Retrieval-Augmented Generation (RAG) systems based on Large Language Models (LLMs) have become essential for tasks such as question answering and content generation. However, their increasing impact on public opinion and information dissemination has made them a critical focus for security research due to inherent vulnerabilities. Previous studies have predominantly addressed attacks targeting factual or single-query manipulations. In this paper, we address a more practical scenario: topic-oriented adversarial opinion manipulation attacks on RAG models, where LLMs are required to reason and synthesize multiple perspectives, rendering them particularly susceptible to systematic knowledge poisoning. Specifically, we propose Topic-FlipRAG, a two-stage manipulation attack pipeline that strategically crafts adversarial perturbations to influence opinions across related queries. This approach combines traditional adversarial ranking attack techniques and leverages the extensive internal relevant knowledge and reasoning capabilities of LLMs to execute semantic-level perturbations.

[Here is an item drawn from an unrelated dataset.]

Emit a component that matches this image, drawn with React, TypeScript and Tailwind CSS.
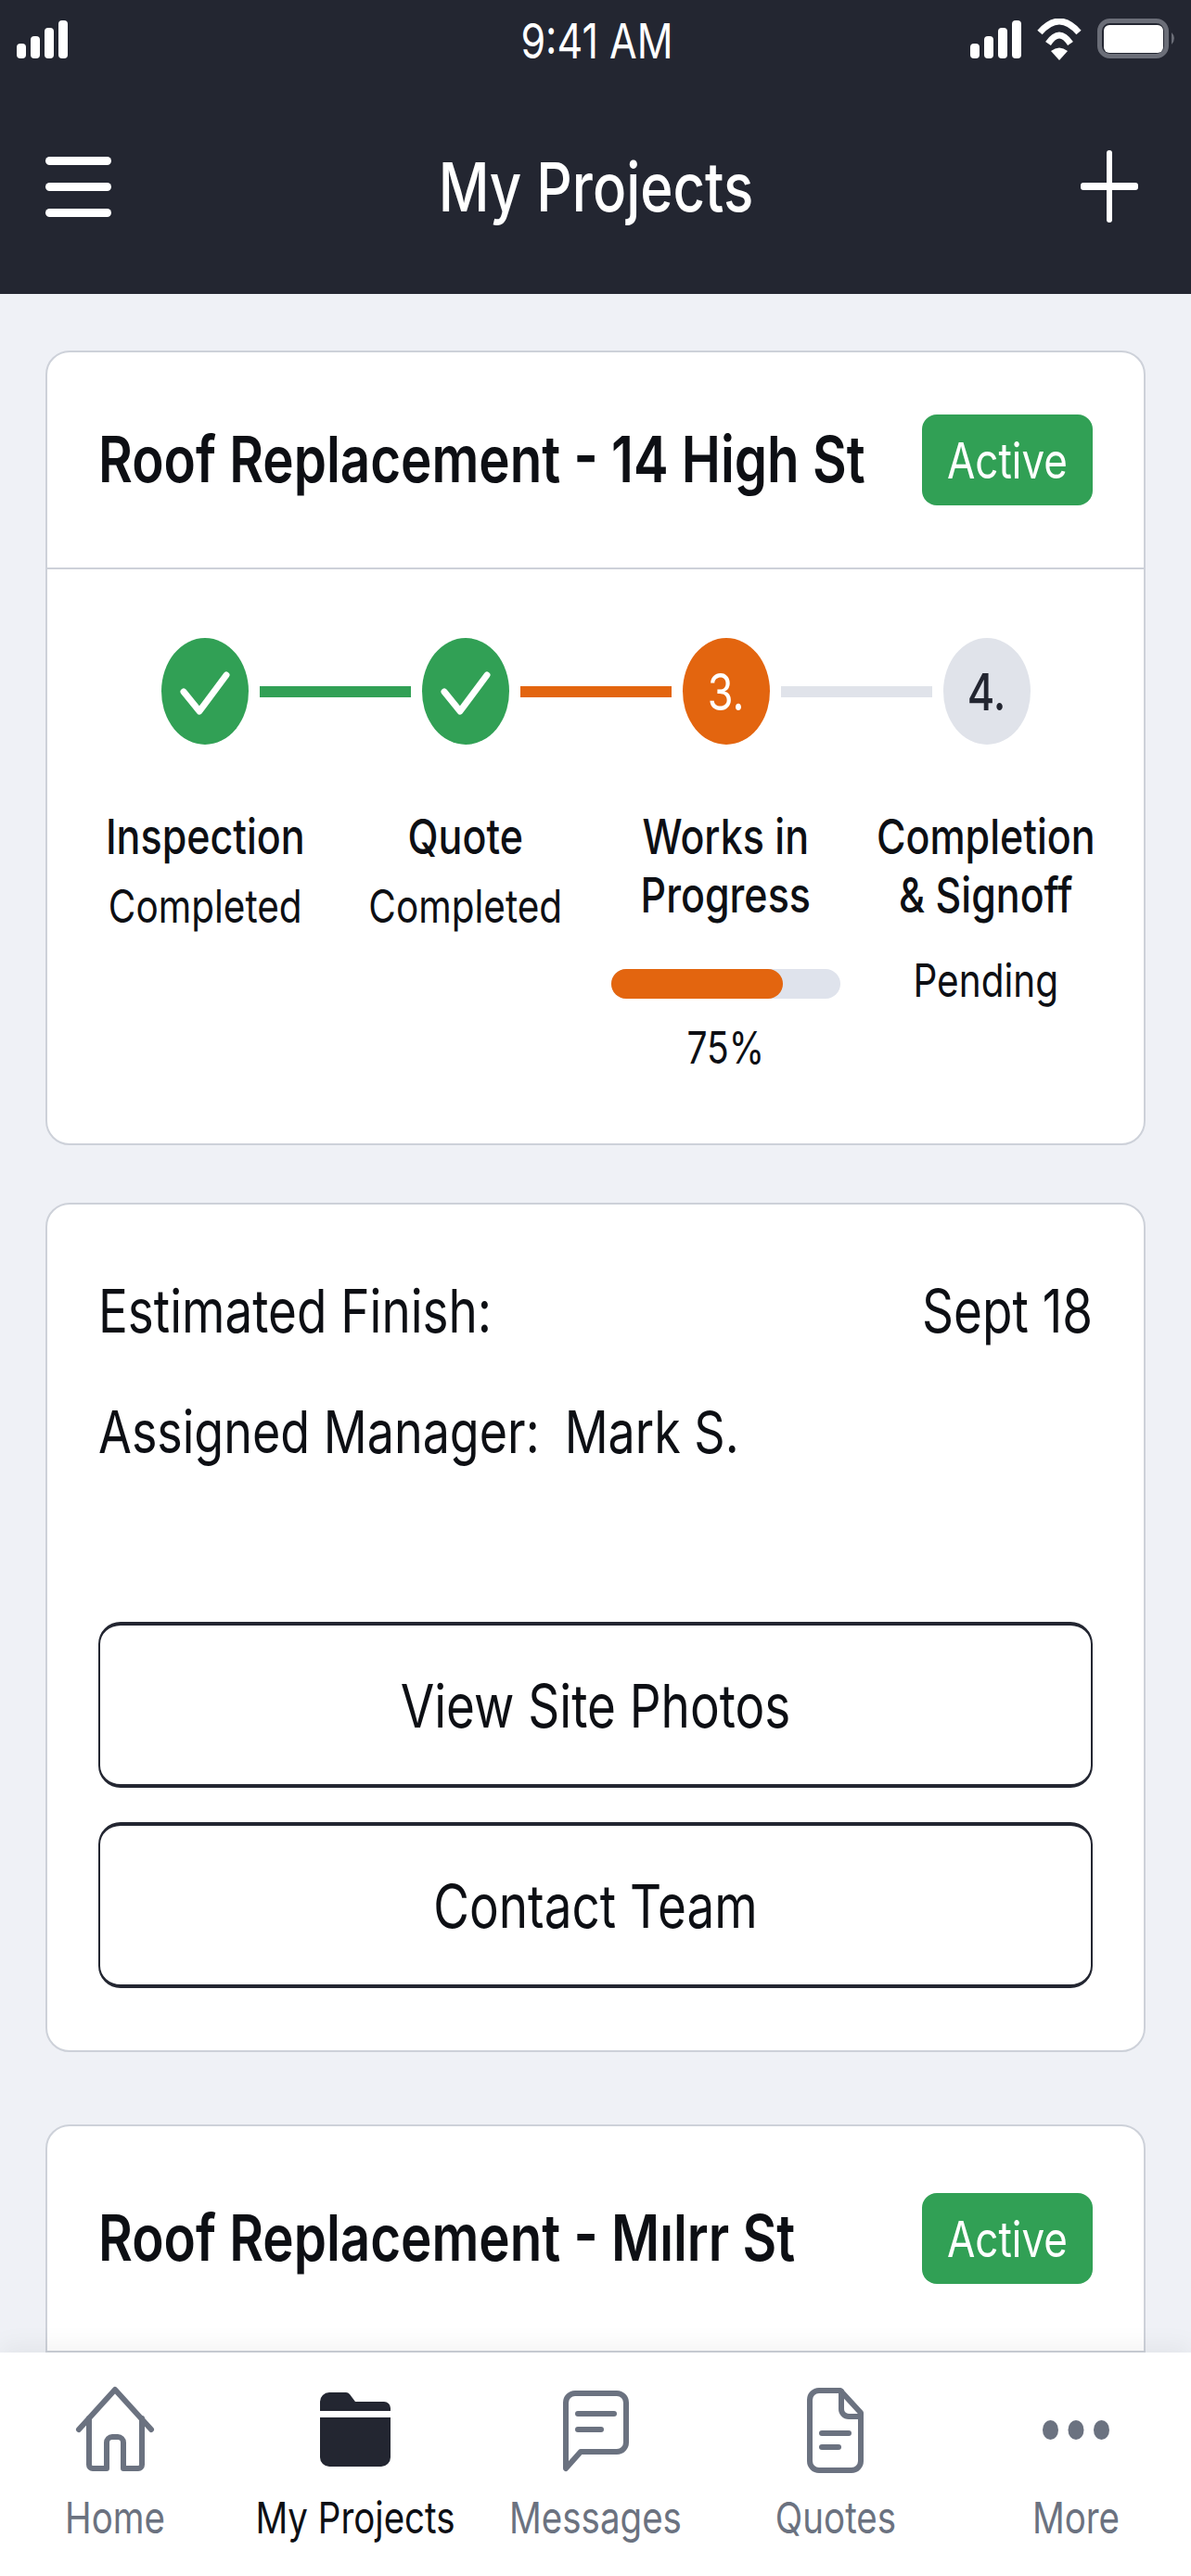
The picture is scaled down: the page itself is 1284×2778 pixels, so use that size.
import { Fragment } from "react";

const tall = "inline-block scale-y-[1.22]";

function SignalBars() {
  return (
    <svg width="55" height="45" viewBox="0 0 55 45" fill="#fff">
      <rect x="0" y="27" width="10" height="16" rx="4" />
      <rect x="15" y="19" width="10" height="24" rx="4" />
      <rect x="30" y="10" width="10" height="33" rx="4" />
      <rect x="45" y="2" width="10" height="41" rx="4" />
    </svg>
  );
}

function StatusBar() {
  return (
    <div className="grid grid-cols-3 pt-[20px] pl-[18px] pr-[15px] h-[65px]">
      <SignalBars />
      <div className="text-center text-[43px] leading-[49px] h-[45px] text-white">
        <span className={tall}>9:41 AM</span>
      </div>
      <div className="flex justify-end gap-[17px]">
        <SignalBars />
        <svg width="48" height="45" viewBox="0 0 48 45" fill="none" stroke="#fff" strokeWidth="7">
          <path d="M3 15 Q24 -9 45 15" />
          <path d="M12 27 Q24 9 36 27" />
          <path d="M24 45 L15 35 Q24 28 33 35 Z" fill="#fff" stroke="none" />
        </svg>
        <svg width="86" height="45" viewBox="0 0 86 45" fill="none">
          <rect x="2.5" y="2.5" width="72" height="38" rx="11" stroke="#6b6e78" strokeWidth="5" />
          <rect x="7" y="7" width="64" height="30" rx="6" fill="#fff" />
          <path d="M80 15 Q86 21 80 28 Z" fill="#6b6e78" />
        </svg>
      </div>
    </div>
  );
}

function NavBar() {
  return (
    <div className="flex items-center justify-between h-[100px] mt-[86px] pl-[49px] pr-[57px]">
      <div className="flex flex-col gap-[19px] w-[71px]">
        <div className="h-[9px] rounded-full bg-white"></div>
        <div className="h-[9px] rounded-full bg-white"></div>
        <div className="h-[9px] rounded-full bg-white"></div>
      </div>
      <h1 className="text-[60px] leading-[70px] font-medium text-white">
        <span className={tall}>My Projects</span>
      </h1>
      <svg width="62" height="78" viewBox="0 0 62 78" fill="#fff">
        <rect x="0" y="35" width="62" height="8" rx="3" />
        <rect x="28" y="0" width="6" height="78" rx="3" />
      </svg>
    </div>
  );
}

function ActiveBadge() {
  return (
    <div className="flex items-center justify-center w-[184px] h-[98px] rounded-[16px] bg-[#31a055] text-white text-[44px]">
      <span className={tall}>Active</span>
    </div>
  );
}

function CheckMark() {
  return (
    <svg width="94" height="115" viewBox="0 0 94 115" fill="none" stroke="#fff" strokeWidth="7" strokeLinecap="round" strokeLinejoin="round">
      <path d="M24 58 L41 79 L70 40" />
    </svg>
  );
}

function Stepper() {
  return (
    <div className="flex items-center justify-center pt-[74px]">
      <div className="flex items-center justify-center w-[94px] h-[115px] rounded-[50%] bg-[#31a055]">
        <CheckMark />
      </div>
      <div className="w-[163px] h-[12px] mx-[12px] bg-[#31a055]"></div>
      <div className="flex items-center justify-center w-[94px] h-[115px] rounded-[50%] bg-[#31a055]">
        <CheckMark />
      </div>
      <div className="w-[163px] h-[12px] mx-[12px] bg-[#e3650f]"></div>
      <div className="flex items-center justify-center w-[94px] h-[115px] rounded-[50%] bg-[#e3650f] text-white text-[45px]">
        <span className={tall}>3.</span>
      </div>
      <div className="w-[163px] h-[12px] mx-[12px] bg-[#e0e3ea]"></div>
      <div className="flex items-center justify-center w-[94px] h-[115px] rounded-[50%] bg-[#e0e3ea] text-[#232631] text-[45px] font-medium">
        <span className={tall}>4.</span>
      </div>
    </div>
  );
}

const stepLabels = [
  { lines: ["Inspection"], status: "Completed" },
  { lines: ["Quote"], status: "Completed" },
];

function StepLabels() {
  return (
    <div className="grid grid-cols-4 px-[30px] pt-[68px] pb-[78px] text-center text-[#0d0f14]">
      {stepLabels.map((step) => (
        <div key={step.lines[0]}>
          <div className="text-[43px] leading-[63px] font-medium">
            <span className={tall}>{step.lines[0]}</span>
          </div>
          <div className="mt-[12px] text-[40.5px] leading-[63px]">
            <span className={tall}>{step.status}</span>
          </div>
        </div>
      ))}
      <div>
        <div className="text-[43px] leading-[63px] font-medium">
          <div><span className={tall}>Works in</span></div>
          <div><span className={tall}>Progress</span></div>
        </div>
        <div className="w-[247px] h-[32px] mx-auto mt-[48px] rounded-full bg-[#dfe3ec]">
          <div className="w-3/4 h-full rounded-full bg-[#e3650f]"></div>
        </div>
        <div className="mt-[28px] text-[39px] leading-[50px]">
          <span className={tall}>75%</span>
        </div>
      </div>
      <div>
        <div className="text-[43px] leading-[63px] font-medium">
          <div><span className={tall}>Completion</span></div>
          <div><span className={tall}>&amp; Signoff</span></div>
        </div>
        <div className="mt-[29px] text-[40.5px] leading-[63px]">
          <span className={tall}>Pending</span>
        </div>
      </div>
    </div>
  );
}

function ProgressCard() {
  return (
    <section className="mx-[49px] mt-[61px] rounded-[26px] border-2 border-[#cdd1d9] bg-white">
      <div className="flex items-center justify-between h-[234px] px-[55px] border-b-2 border-[#cdd1d9]">
        <h2 className="text-[56.5px] font-semibold text-[#0d0f14] whitespace-nowrap">
          <span className={tall}>Roof Replacement - 14 High St</span>
        </h2>
        <ActiveBadge />
      </div>
      <Stepper />
      <StepLabels />
    </section>
  );
}

function OutlineButton({ label }: { label: string }) {
  return (
    <button className="flex items-center justify-center w-full h-[179px] pt-[3px] rounded-[24px] border-x-2 border-y-[4px] border-[#232631] bg-white text-[53px] text-[#0d0f14]">
      <span className={tall}>{label}</span>
    </button>
  );
}

function DetailsCard() {
  return (
    <section className="mx-[49px] mt-[62px] h-[916px] rounded-[26px] border-2 border-[#cdd1d9] bg-white px-[55px] pt-[80px] text-[#0d0f14] text-[53px] leading-[70px]">
      <div className="flex justify-between">
        <span className={tall}>Estimated Finish:</span>
        <span className={tall}>Sept 18</span>
      </div>
      <div className="flex gap-[27px] mt-[61px] text-[52px]">
        <span className={tall}>Assigned Manager:</span>
        <span className={tall}>Mark S.</span>
      </div>
      <div className="flex flex-col gap-[37px] mt-[169px]">
        <OutlineButton label="View Site Photos" />
        <OutlineButton label="Contact Team" />
      </div>
    </section>
  );
}

function NextProjectCard() {
  return (
    <section className="flex items-center justify-between mx-[49px] mt-[78px] flex-1 rounded-t-[26px] border-2 border-[#cdd1d9] bg-white px-[55px]">
      <h2 className="text-[56.5px] font-semibold text-[#0d0f14] whitespace-nowrap">
        <span className={tall}>Roof Replacement - Mılrr St</span>
      </h2>
      <ActiveBadge />
    </section>
  );
}

const tabs = [
  {
    label: "Home",
    active: false,
    icon: (
      <Fragment>
        <path d="M11 50 L50 7 L89 50" />
        <path d="M22 38 V88 a4 4 0 0 0 4 4 H41 V64 a6 6 0 0 1 6-6 h6 a6 6 0 0 1 6 6 V92 H75 a4 4 0 0 0 4-4 V38" />
      </Fragment>
    ),
  },
  {
    label: "My Projects",
    active: true,
    icon: (
      <g fill="#232631" stroke="none">
        <path d="M12 30 V20 a10 10 0 0 1 10-10 H40 a5 5 0 0 1 4 2 L50 20 H81 a7 7 0 0 1 7 7 V30 Z" />
        <path d="M12 37 H88 V80 a10 10 0 0 1-10 10 H22 a10 10 0 0 1-10-10 Z" />
      </g>
    ),
  },
  {
    label: "Messages",
    active: false,
    icon: (
      <Fragment>
        <path d="M18 92 V21 a10 10 0 0 1 10-10 H73 a10 10 0 0 1 10 10 V64 a10 10 0 0 1-10 10 H34 Z" />
        <path d="M31 33 H70" />
        <path d="M31 50 H56" />
      </Fragment>
    ),
  },
  {
    label: "Quotes",
    active: false,
    icon: (
      <Fragment>
        <path d="M32 8 H55 L77 32 V84 a10 10 0 0 1-10 10 H32 a10 10 0 0 1-10-10 V18 a10 10 0 0 1 10-10 Z" />
        <path d="M56 9 V28 a8 8 0 0 0 8 8 H77" />
        <path d="M35 54 H64" />
        <path d="M35 69 H53" />
      </Fragment>
    ),
  },
  {
    label: "More",
    active: false,
    icon: (
      <g fill="#6b7280" stroke="none">
        <ellipse cx="22.5" cy="50.5" rx="8.5" ry="10.5" />
        <ellipse cx="50" cy="50.5" rx="8.5" ry="10.5" />
        <ellipse cx="77.5" cy="50.5" rx="8.5" ry="10.5" />
      </g>
    ),
  },
];

function TabBar() {
  return (
    <nav className="relative z-10 flex justify-between h-[241px] pt-[33px] px-[44px] bg-white shadow-[0_-8px_24px_rgba(0,0,0,0.05)]">
      {tabs.map((tab) => (
        <div key={tab.label} className="flex flex-col items-center w-[160px]">
          <svg width="100" height="100" viewBox="0 0 100 100" fill="none" stroke="#6b7280" strokeWidth="6" strokeLinecap="round" strokeLinejoin="round">
            {tab.icon}
          </svg>
          <div className={tab.active ? "mt-[20px] text-[38.5px] leading-[50px] whitespace-nowrap text-[#0d0f14]" : "mt-[20px] text-[38.5px] leading-[50px] whitespace-nowrap text-[#6b7280]"}>
            <span className={tall}>{tab.label}</span>
          </div>
        </div>
      ))}
    </nav>
  );
}

export default function App() {
  return (
    <div className="flex flex-col w-[1284px] h-[2778px] overflow-hidden bg-[#eff1f6] font-[Inter,sans-serif]">
      <header className="h-[317px] shrink-0 bg-[#232631]">
        <StatusBar />
        <NavBar />
      </header>
      <main className="flex flex-col flex-1 min-h-0">
        <ProgressCard />
        <DetailsCard />
        <NextProjectCard />
      </main>
      <TabBar />
    </div>
  );
}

Experiments show that the proposed attacks effectively shift the opinion of the model's outputs on specific topics, significantly impacting user information perception. Current mitigation methods cannot effectively defend against such attacks, highlighting the necessity for enhanced safeguards for RAG systems, and offering crucial insights for LLM security research.

翻译：基于大型语言模型（LLM）的检索增强生成（RAG）系统已成为问答和内容生成等任务的关键技术。然而，由于其固有的脆弱性，它们对公众舆论和信息传播日益增长的影响使其成为安全研究的重要焦点。以往的研究主要关注针对事实或单次查询操控的攻击。本文探讨了一种更实际的场景：针对RAG模型的、面向主题的对抗性观点操控攻击，其中LLM需要进行多视角推理与综合，使其特别容易受到系统性知识投毒的影响。具体而言，我们提出了Topic-FlipRAG，一种两阶段的操控攻击流程，通过策略性地构建对抗性扰动来影响相关查询的观点。该方法结合了传统的对抗性排序攻击技术，并利用LLM内部丰富的相关知识与推理能力来执行语义层面的扰动。实验表明，所提出的攻击能有效改变模型在特定主题上输出的观点，显著影响用户的信息感知。现有的防御方法无法有效抵御此类攻击，这凸显了增强RAG系统安全防护的必要性，并为LLM安全研究提供了重要启示。